Wednesday, March 15, 2006

Homeless-ness

So I had this long, intense conversation with a buddy of mine last night, which referenced a conversation I had a few days earlier with another christian buddy of mine. In the first conversation we talked about a homeless man that they had stay in their house for a couple days. So last night I was discussing some of the struggles I am currently experiencing and I related the story about the homeless guy and how I think its great to help him out, but it is not exactly a "safe" ministry...people are homeless (longterm, sleep under cardboard kind of homeless) for only a few reasons.

I am not an expert in this field so I cannot tell you which came first teh chicken or the egg, but homeless people are more often than not afflicted with some sort of mental disease, defect, or condition that precludes their simple re-entry into mainstream society. In order to re-integrate them you have to deal with their mental issues or they will just end up back under the stars, the only life they feel like they know and have control of.

The remaining portion of the homeless are homeless by choice. This seemslike a harsh statement, not withstanding the uncontrollable circumstances that probably put them in a homeless position, but long-term homelessness in an otherwise healthy individual is a choice. They have chosen to consider themselves a "homeless" person and have decided to pursue life under that premise. Their goal is not to invest all their time, energy, and resources into becomeing "not homeless" but to invest it in obtaining the meager possessions and limited amount of food that allow them to continue living but does not substantivly change their position in life.

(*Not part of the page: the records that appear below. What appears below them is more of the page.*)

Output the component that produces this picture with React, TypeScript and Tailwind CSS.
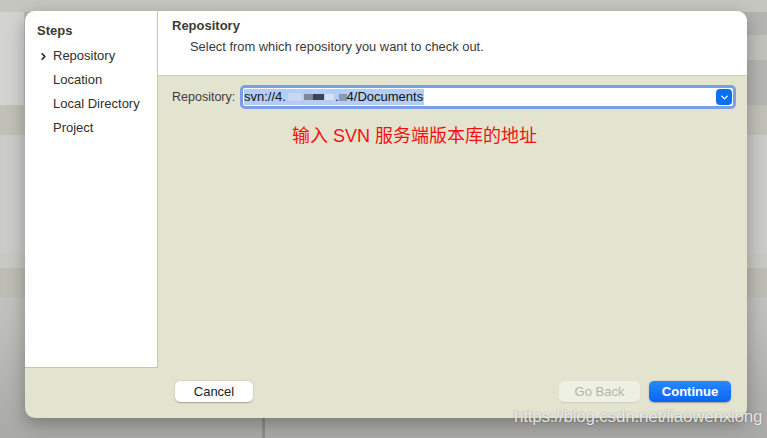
import { ChevronDown, ChevronRight } from 'lucide-react';

const steps = ['Repository', 'Location', 'Local Directory', 'Project'];

export default function App() {
  return (
    <div
      className="relative w-[767px] h-[438px] overflow-hidden bg-[#b4b4b0]"
      style={{ fontFamily: '"Liberation Sans", Arial, sans-serif' }}
    >
      {/* Desktop behind the sheet */}
      <div className="absolute inset-x-0 top-0 h-[12px] bg-[#c6c6c0]" />
      <div className="absolute left-0 top-[12px] w-[25px] h-[93px] bg-[#d3d3d0] border-r border-[#bdbdb8]" />
      <div className="absolute left-0 top-[105px] w-full h-[30px] bg-[#c1c1b9]" />
      <div className="absolute left-0 top-[135px] w-full h-[118px] bg-[#cbcbc8]" />
      <div className="absolute left-0 top-[253px] w-full h-[15px] bg-[#c9c9c3]" />
      <div className="absolute left-0 top-[268px] w-full h-[30px] bg-[#bdbdb5]" />
      <div className="absolute left-0 top-[298px] w-full h-[140px] bg-gradient-to-b from-[#c2c2be] to-[#a9a9a6]" />
      <div className="absolute right-0 top-[35px] w-[20px] h-[25px] bg-[#c2c2bd]" />
      <div className="absolute left-[262px] top-[418px] w-[3px] h-[20px] bg-[#8e8e86]" />

      {/* Sheet */}
      <div className="absolute left-[25px] top-[11px] w-[722px] h-[407px] rounded-[10px] bg-[#e3e4d0] overflow-hidden shadow-[0_6px_18px_rgba(0,0,0,0.3)] flex flex-col">
        <div className="flex h-[357px]">
          {/* Sidebar */}
          <div className="w-[133px] bg-white border-r border-b border-[#c9c7a9] pt-[12px] pl-[12px]">
            <div className="text-[13px] font-bold text-[#3d3b33] leading-[16px]">Steps</div>
            <ul className="mt-[9px] flex flex-col gap-[8px]">
              {steps.map((s, i) => (
                <li key={s} className="flex items-center h-[16px] text-[13px] text-[#2f2f2f]">
                  <span className="w-[16px] flex items-center">
                    {i === 0 && <ChevronRight className="w-[11px] h-[11px] ml-[1px] text-[#222]" strokeWidth={3.5} />}
                  </span>
                  {s}
                </li>
              ))}
            </ul>
          </div>

          {/* Main */}
          <div className="flex-1 flex flex-col">
            <div className="h-[65px] bg-white border-b border-[#cfcdb3] pl-[14px] pt-[7px]">
              <div className="text-[13px] font-bold text-[#3d3b33] leading-[16px]">Repository</div>
              <div className="mt-[6px] pl-[18px] text-[12.9px] text-[#3a3a3a] leading-[14px]">
                Select from which repository you want to check out.
              </div>
            </div>
            <div className="flex-1 flex flex-col">
              <div className="flex items-center mt-[9px] pl-[14px] pr-[11px]">
                <span className="text-[12.5px] text-[#3a3a3a] w-[68px]">Repository:</span>
                <div className="flex-1 h-[24px] rounded-[5px] bg-white border-[3px] border-[#7d9ee6] flex items-center pl-[1px] pr-[1px]">
                  <span className="flex items-center h-[16px] bg-[#b3cdf3] text-[13px] text-[#111] pr-[1px]">
                    svn://4.
                    <span className="inline-block w-[14px] h-[8px] mx-[2px] bg-[#c8d8f2]" />
                    <span className="inline-block w-[9px] h-[6px] bg-[#7c889a]" />
                    <span className="inline-block w-[11px] h-[6px] bg-[#3f4550]" />
                    <span className="inline-block w-[9px] h-[6px] mx-[1px] bg-[#d4e0f4]" />
                    .
                    <span className="inline-block w-[8px] h-[7px] bg-[#8898b8]" />
                    4/Documents
                  </span>
                  <span className="ml-auto w-[16px] h-[16px] rounded-[4px] bg-[#0b6ff5] flex items-center justify-center">
                    <ChevronDown className="w-[11px] h-[11px] text-white" strokeWidth={3} />
                  </span>
                </div>
              </div>
              <div className="mt-[15px] pl-[134px] text-[18px] leading-[24px] text-[#f41010]" style={{ fontFamily: '"Liberation Sans", "Noto Sans CJK SC", sans-serif' }}>
                输入 SVN 服务端版本库的地址
              </div>
            </div>
          </div>
        </div>

        {/* Footer */}
        <div className="flex-1 flex items-start pt-[13px] pl-[150px] pr-[16px]">
          <button className="w-[78px] h-[21px] rounded-[5px] bg-white text-[13px] text-[#222] shadow-[0_0.5px_1.5px_rgba(0,0,0,0.3)]">
            Cancel
          </button>
          <button className="ml-auto w-[81px] h-[21px] rounded-[5px] bg-[#eff0e4] text-[13px] text-[#b3b3a8] shadow-[0_0.5px_1px_rgba(0,0,0,0.1)]">
            Go Back
          </button>
          <button className="ml-[9px] w-[82px] h-[21px] rounded-[5px] bg-gradient-to-b from-[#2a87ff] to-[#0765f0] text-[13px] text-white font-semibold shadow-[0_0.5px_1.5px_rgba(0,0,0,0.3)]">
            Continue
          </button>
        </div>
      </div>

      {/* Watermark */}
      <div className="absolute left-[514px] top-[404px] text-[17px] text-[#f4f4f4]/90 tracking-[-0.2px] [text-shadow:0_0_2px_rgba(0,0,0,0.35)]">
        https://blog.csdn.net/liaowenxiong
      </div>
    </div>
  );
}
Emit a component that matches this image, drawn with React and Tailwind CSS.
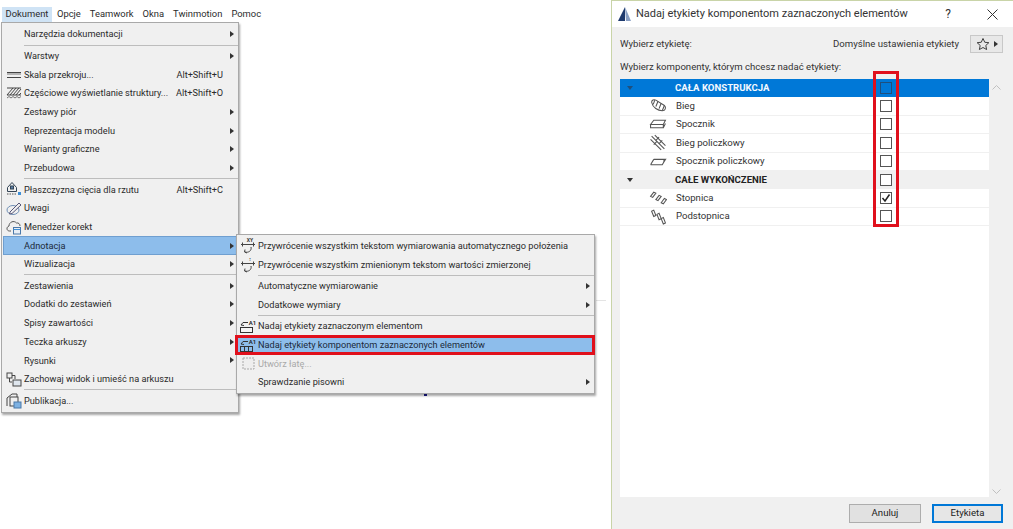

All this preamble is not to hack on homeless people, more so I think it sheds some light on the position I find myself in. I am spiritually homeless, I have been living in the field under a tarp digging worms out of the ground...not because I was born for this, but because I have not invested all of my time, energy, and resources into returning the "city" I was born for. I have accepted a lifeless, powerless spiritual existance brought on by circumstances beyond my control. But I had (have) a choice, I found myself "homeless", no ministry, no connections, no spiritual walk and my first reaction was not to address the issues that precipitated my homelessness, it was to rant and rail about the injustice I felt. Not to correct the obvious deficiencies in my spiritual condition (by turning towards Jesus for forgiviness and healing).

So, not unlike a homeless guy, I find myself almost looking with contempt at all those people in their nice, warm houses; I see myself with a hint of bitterness, jealous of those who are not homeless. The "connected" ones who have a spiritual life and walk with Christ that gives them a home.

It's a choice, the door is open...why am I still homeless?

1 comment:

  1. That is such a great explanation,I feel the same way.